Let's get the usual stuff out of the way. I did GPS verifying and the Hyosung GT250's speedometer is a touch optimistic which is pretty much normal for any motorcycle or scooter that I test. At an indicated speed of 30 MPH, the actual speed was 28 MPH. At and indicated 50 MPH the actual speed was 47 MPH. At an indicated 70 MPH the actual speed was 66 MPH, so the GT250 is about 6% optimistic. As the test bike was new, I didn't push it too hard for top speed but I did see a GPS verified 85 MPH and would guess that after break-in (and with a rider who DOESN'T weight 217 pounds) the top speed is going to be in the 90s. My fuel economy during the review was 62 MPG. Again, after break-in and with some less furious riding this could probably be improved.

Hyosung GT250 Brakes

The Hyosung GT250 is powered by a 249cc air & oil cooled 75-degree V-Twin engine with dual overhead cams and four valves per cylinder. It is fed via fuel injection UNLIKE the Ninja which is carbureted. This is a big deal. Fuel injection eliminates most of the common issues with small displacement bikes in Minnesota. No choke to play with on cool mornings, no ethanol blended fuel problems, smoother power delivery, and in all likelihood better fuel economy. The transmission shifts through five speeds and power gets to the rear wheel via a chain. Single discs front and rear slow the bike down. The bike is suspended by an inverted 41mm front fork and a single shock handles the duty in the back. There is pre-load adjustment on the rear. How does the GT250 compare to the competition?

Hyosung GT250 Kawasaki Ninja 250 Honda CBR250R Comparison

It's the biggest of the bunch. It weighs as much as the liquid-cooled Ninja and has longer wheelbase than either the Ninja or the Honda CBR250R. It's also much taller than either bike. Whether this is good or bad depends on you. If you are inseam-challenged, the Hyosung GT250 is not going to be as friendly to you. There is supposed to be a lowering kit available from Hyosung, but I have yet to see it installed. The longer wheelbase is going to mean that the Hyosung feels like a bigger bike when you're riding it. If you are taller, the Hyosung is going to offer you a lot more room and comfort than the Kawasaki or the Honda.
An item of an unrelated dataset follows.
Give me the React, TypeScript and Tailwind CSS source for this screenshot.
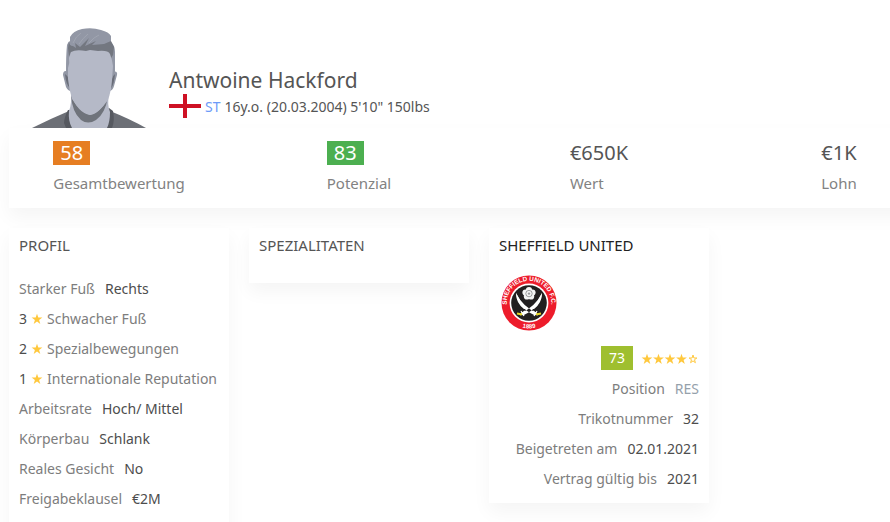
import type { ReactNode } from "react";

const card = "bg-white shadow-[0_9px_18px_rgba(0,0,0,0.045)]";

function Avatar() {
  return (
    <svg viewBox="0 0 120 104" className="h-[104px] w-[120px] shrink-0" role="img" aria-label="Antwoine Hackford">
      <path d="M4 104Q22 95 41 87L82 87Q102 95 118 104Z" fill="#6c6f76" />
      <path d="M40 86Q36 94 36 99L38 104H84Q87 97 85 87L81 84Z" fill="#565960" />
      <path d="M43 66Q44 80 41 87Q40 97 44 104H79Q82 98 82 88Q79 82 81 66Z" fill="#b5b9c7" />
      <path d="M43 71Q44 88 53 96Q60 101 68 96Q77 90 80 73Q72 90 62 91Q50 89 43 71Z" fill="#6f737b" />
      <path d="M41 48Q35 45 35 51L38 63Q40 67 43 67ZM84 48Q90 46 89 51L86 62Q85 66 82 67Z" fill="#9297a5" />
      <path d="M37 50Q42 53 42 64Q38 61 37 50ZM87 50Q83 53 83 64Q86 61 87 50Z" fill="#696d78" />
      <path d="M38 49Q38 30 39 21Q40 18 42 17L42 13Q45 7 54 5Q64 3 73 6Q81 8 83 12L83 18Q87 22 87 28L87 49L83 53H41Z" fill="#9297a5" />
      <path d="M41 17Q41 22 45 22L48 24L47 19L52 23L61 14L57 22L68 17L64 21L76 20L83 17L86 23L85 31L83 34L80 28L43 28L41 33L40 24Z" fill="#737780" />
      <path d="M43 28Q48 25 58 27L62 26L70 27Q80 26 82 30Q84 35 85 42L84 56Q83 68 80 76Q71 89 62 91Q52 88 44 75Q41 65 40 55L40 44Q42 39 41 34Z" fill="#b5b9c7" />
      <path d="M45 19Q48 12 53 9M51 20Q55 14 60 10M61 19Q66 13 71 11" fill="none" stroke="#a0a5b1" strokeWidth="1" />
    </svg>
  );
}

function Flag() {
  return (
    <svg viewBox="0 0 32 24" className="h-6 w-8 shrink-0" role="img" aria-label="England">
      <path d="M0 0H32V24H0Z" fill="#fff" />
      <path d="M14 0H18V10H32V14H18V24H14V14H0V10H14Z" fill="#ce1124" />
    </svg>
  );
}

function Crest() {
  return (
    <svg viewBox="0 0 60 60" className="block size-[60px]" role="img" aria-label="Sheffield United">
      <defs>
        <path id="crest-top" d="M8.5 36A22.3 22.3 0 1 1 51.5 36" />
        <path id="crest-bottom" d="M15 50.4A25.3 25.3 0 0 0 45 50.4" />
      </defs>
      <circle cx="30" cy="30" r="27.5" fill="#ed1c2b" />
      <circle cx="30" cy="30" r="19.4" fill="#fff" />
      <circle cx="30" cy="30" r="17.8" fill="#221f20" />
      <g fill="#fff" fontFamily="Liberation Sans, sans-serif" fontWeight="700">
        <text textAnchor="middle" fontSize="6.3">
          <textPath href="#crest-top" startOffset="50%">SHEFFIELD UNITED F.C.</textPath>
        </text>
        <text textAnchor="middle" fontSize="6">
          <textPath href="#crest-bottom" startOffset="50%">1889</textPath>
        </text>
      </g>
      <g fill="#f4f4f4">
        <circle cx="30" cy="17" r="3.1" />
        <circle cx="26.5" cy="19.5" r="3.1" />
        <circle cx="33.5" cy="19.5" r="3.1" />
        <circle cx="27.9" cy="23.4" r="3.1" />
        <circle cx="32.1" cy="23.4" r="3.1" />
      </g>
      <circle cx="30" cy="20.6" r="3.2" fill="none" stroke="#77777a" strokeWidth=".7" />
      <circle cx="30" cy="20.6" r="1.2" fill="#99999c" />
      <path d="M17 20Q18 34 36 42.500L38 40Q24 34 17 20ZM43 20Q42 34 24 42.500L22 40Q36 34 43 20Z" fill="#fff" />
      <path d="M17 20Q17 30 25 36L29 36Q22 31 17 20ZM43 20Q43 30 35 36L31 36Q38 31 43 20Z" fill="#fff" />
      <path d="M34 38L39 42M35 43L38 38M26 38L21 42M25 43L22 38" stroke="#fff" strokeWidth="1.2" />
      <path d="M18 40.500L23 41.500M42 40.500L37 41.500" stroke="#e8d829" strokeWidth="2" />
    </svg>
  );
}

const starPath = "M6 .8L7.300 4.600H11.400L8.100 7L9.300 11L6 8.600L2.700 11L3.900 7L.6 4.600H4.700Z";

function SingleStar() {
  return (
    <svg viewBox="0 0 12 12" className="mt-[2px] size-3 shrink-0" aria-hidden="true">
      <path d={starPath} fill="#ffc83d" />
    </svg>
  );
}

function FourStars() {
  return (
    <svg viewBox="0 0 58 12" className="mt-[2px] h-3 w-[58px] shrink-0" role="img" aria-label="4 / 5">
      {[0, 11.5, 23, 34.5].map((x) => (
        <path key={x} d={starPath} fill="#ffc83d" transform={`translate(${x} 0)`} />
      ))}
      <path
        d="M6 2L6.900 5H9.900L7.500 6.700L8.400 9.700L6 7.900L3.600 9.700L4.500 6.700L2.100 5H5.100Z"
        fill="#fff"
        stroke="#ffc83d"
        strokeWidth="1"
        transform="translate(46 0)"
      />
    </svg>
  );
}

function Stat({ label, children }: { label: string; children: ReactNode }) {
  return (
    <div className="flex justify-center">
      <div>
        <div className="flex h-6 items-center text-[20px] text-[#555]">{children}</div>
        <div className="mt-2 text-[15px] leading-5 text-[#828282]">{label}</div>
      </div>
    </div>
  );
}

function Panel({ title, dark, children }: { title: string; dark?: boolean; children?: ReactNode }) {
  return (
    <section className={`${card} px-[10px] pt-[5px] pb-[10px]`}>
      <h2 className={`mb-4 text-[15px] leading-6 ${dark ? "text-[#222]" : "text-[#555]"}`}>{title}</h2>
      {children}
    </section>
  );
}

function Field({ label, value, muted }: { label: string; value: string; muted?: boolean }) {
  return (
    <li className="flex h-[30px] items-center gap-[10px] whitespace-nowrap">
      <span>{label}</span>
      <span className={muted ? "text-[#95a1ab]" : "text-[#4d4d4d]"}>{value}</span>
    </li>
  );
}

function Rating({ value, label }: { value: number; label: string }) {
  return (
    <li className="flex h-[30px] items-center gap-1 whitespace-nowrap">
      <span className="text-[#4d4d4d]">{value}</span>
      <SingleStar />
      <span>{label}</span>
    </li>
  );
}

export default function App() {
  return (
    <div className="h-screen overflow-hidden bg-white font-['Noto_Sans',sans-serif]">
      <main className="min-w-[950px] pr-px pl-[9px]">
        <header className="flex items-end gap-[21px] pt-6 pl-[19px]">
          <Avatar />
          <div className="pb-[10px]">
            <h1 className="text-[21px] leading-7 text-[#555]">Antwoine Hackford</h1>
            <div className="flex items-center gap-1 text-[14px] text-[#555]">
              <Flag />
              <a href="#st" className="text-[#6d9bf8]">ST</a>
              <span>16y.o. (20.03.2004) 5'10" 150lbs</span>
            </div>
          </div>
        </header>
        <section className={`${card} pt-[13px] pb-[15px]`}>
          <div className="-mx-[10px] grid grid-cols-4">
            <Stat label="Gesamtbewertung">
              <span className="bg-[#e67e22] px-[7px] leading-6 text-white">58</span>
            </Stat>
            <Stat label="Potenzial">
              <span className="bg-[#4caf50] px-[7px] leading-6 text-white">83</span>
            </Stat>
            <Stat label="Wert">€650K</Stat>
            <Stat label="Lohn">€1K</Stat>
          </div>
        </section>
        <div className="mt-5 grid grid-cols-4 items-start gap-5 text-[14px] text-[#7d7d7d]">
          <Panel title="PROFIL">
            <ul className="pb-10">
              <Field label="Starker Fuß" value="Rechts" />
              <Rating value={3} label="Schwacher Fuß" />
              <Rating value={2} label="Spezialbewegungen" />
              <Rating value={1} label="Internationale Reputation" />
              <Field label="Arbeitsrate" value="Hoch/ Mittel" />
              <Field label="Körperbau" value="Schlank" />
              <Field label="Reales Gesicht" value="No" />
              <Field label="Freigabeklausel" value="€2M" />
            </ul>
          </Panel>
          <Panel title="SPEZIALITATEN" />
          <Panel title="SHEFFIELD UNITED" dark>
            <Crest />
            <ul className="mt-[10px] flex flex-col items-end">
              <li className="flex h-[30px] items-center gap-2">
                <span className="bg-[#9fbf2f] px-2 leading-6 text-white">73</span>
                <FourStars />
              </li>
              <Field label="Position" value="RES" muted />
              <Field label="Trikotnummer" value="32" />
              <Field label="Beigetreten am" value="02.01.2021" />
              <Field label="Vertrag gültig bis" value="2021" />
            </ul>
          </Panel>
        </div>
      </main>
    </div>
  );
}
The Hyosung is $500 less expensive than it's competition and in this price range that's a fair amount of money.

Hyosung GT250 Dash

The Hyosung GT250 has a combination dash display with an analog tachometer and a digital "pod" next to it. Generally, I prefer all analog gauges, but this one was easy to read and worked well. When the key is turned to the "on" position, the fuel system charges and the display cycles through illuminating the digital pod and running the tach up and down. There is a small cubby under the rear seat that holds the owner's manual and tool kits as well as providing battery access. The mirrors are wide enough apart for me to see what's behind me and all the controls appear well-made and functioned flawlessly. The two little "horns" on the rear act as grab-handles for a passenger.

Hyosung GT250 Rear Cubbyhole Storage

A lot of the riding on my Ninja 250 is metro area commuting. I cover a mix of surface roads and highways on my regular routes and I rode the Hyosung GT250 on the same roads. I also spent a little time on some of the wonderful twisty roads just across the border in Wisconsin. Right away I noticed that the Hyosung was MUCH more responsive in the lower RPM range than my Ninja. The Kawasaki's little parallel twin needs to be revved and revved HARD to get much out of it. Not that it isn't immense fun to wind out that little screamer, but for commuting duty the stronger low end is a big plus. Hyosung's small V-Twin makes nice torque and I never felt underpowered in metro traffic. For me, the ergonomics of the Hyosung were also better than the Ninja. With the exception of seat height, the riding position on the GT250 was more comfortable than my Ninja. I am one of those with inseam issues, and have long ago learned that one doesn't have to be flat-footed at a stop to be comfortable. However, most newer riders feel more confident if they can plant their feet on the ground at a stop while still perched in the seat. Braking on the Hyosung more than up to the task of my daily riding - easy to modulate and powerful. Vibration while riding was minimal.

Getting out of the city and on to the twisty roads and the Hyosung GT250 continued to impress. It wasn't quite as quick to set a line in a turn as my Ninja, and when pushed harder the Hyosung felt a little mushy. Running harder and faster the high-revving Ninja with its superb handling would win out, but the Hyosung was more comfortable for me over longer rides. The same components that make the bike feel bigger than it's competition are definitely a benefit as one racks up the miles.

Hyosung GT250

I was sorry to have to take this fun machine back to the dealer. I'd want to come up with a luggage solution if I owned one (even a sporty bike can be pressed into duty for errands). The Hyosung GT250 would be an excellent choice as a first motorcycle, especially if you taller, but it's much more than that. With it's nice low end response (compared to other 250s) and trouble-free fuel injection, the Hyosung GT250 is a wonderful commuter and won't let you down on shorter out-of-town trips. If you're looking for good fuel economy, reliability, low cost and FUN, check out this bike.